Francisco Jacinto considerou injusto que os trabalhadores sejam sempre submetidos a sacrifícios, chegando a hora de serem colocados de lado para “trazer alegria, na realização pessoal, familiar, colectiva, da sociedade e satisfação do homem”.

“Se com a desgraça que temos hoje dessa crise, com os preços dos produtos básicos com o valor que têm, em diversas superfícies comerciais, e um salário que nunca houve qualquer mexida, é claro que as pessoas hoje têm imensas dificuldades”, salientou.

“Não podemos estar aqui a criar ilusão de que nós estamos a crescer, mas de facto o homem está em último lugar. É preciso que isso seja dito, as pessoas não podem trabalhar por cima dessas tantas dificuldades, o salário é baixo e todo o mundo reconhece”, reforçou Francisco Jacinto.

O sindicalista reconheceu algum esforço feito pelo Governo para a estabilização de preços, sobretudo da cesta básica, contudo “ainda não satisfazem aquilo que é preocupação geral”.

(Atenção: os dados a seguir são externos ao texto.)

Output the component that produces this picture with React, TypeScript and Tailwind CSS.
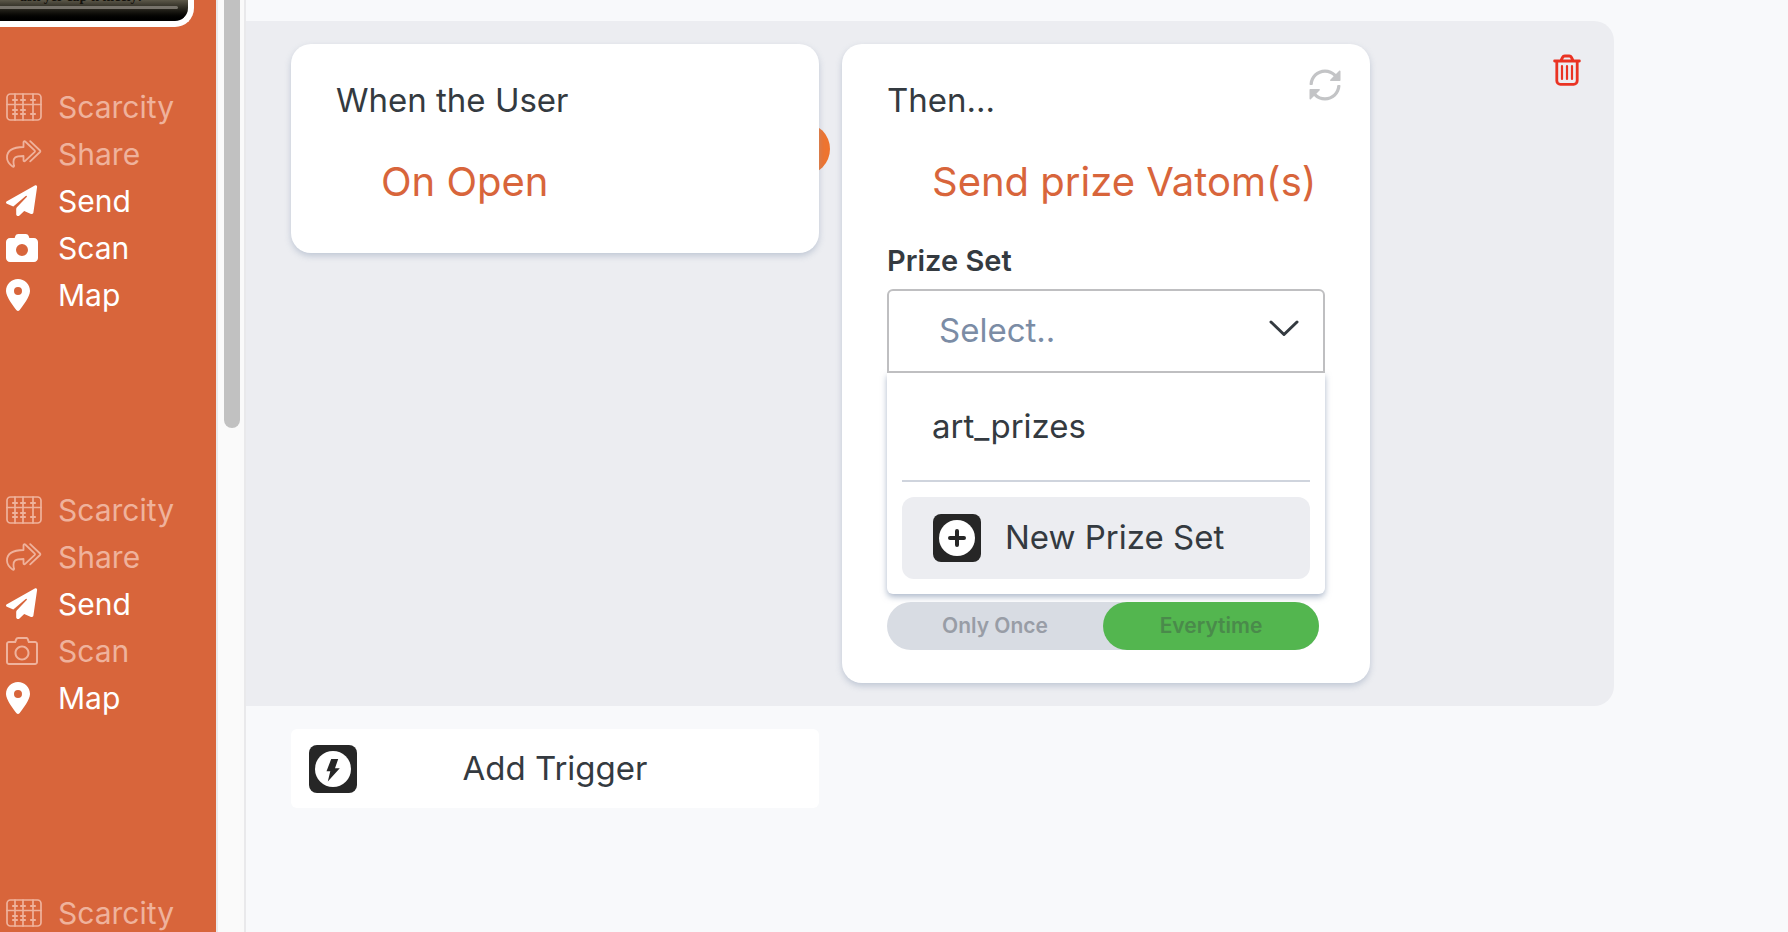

“E os trabalhadores, em particular, estão imbuídos nessa desgraça, efectivamente o seu salário já não tem qualquer poder de compra, quer dizer que não cobre sequer dez dias mensais, tanto na realização das despesas familiares ou relativamente à saúde, educação, entre outras”, referiu.

De acordo com o líder daquela central sindical, os trabalhadores angolanos ainda vivem nesta época situações que já não são compreensíveis, “mesmo atendendo as dificuldades existentes”.

“Até a água que devia jorrar nas torneiras, compra-se em cisternas, todo o mundo hoje quando constrói uma residência tem que fazer um reservatório de água, para depois ter as despesas mensais das cisternas de água”, exemplificou.

Acrescentou que qualquer reivindicação que vise melhorar as condições dos trabalhadores terá a solidariedade da CGSIL, reprovando “a atitude dos empregadores de que todas as greves são consideradas ilícitas”.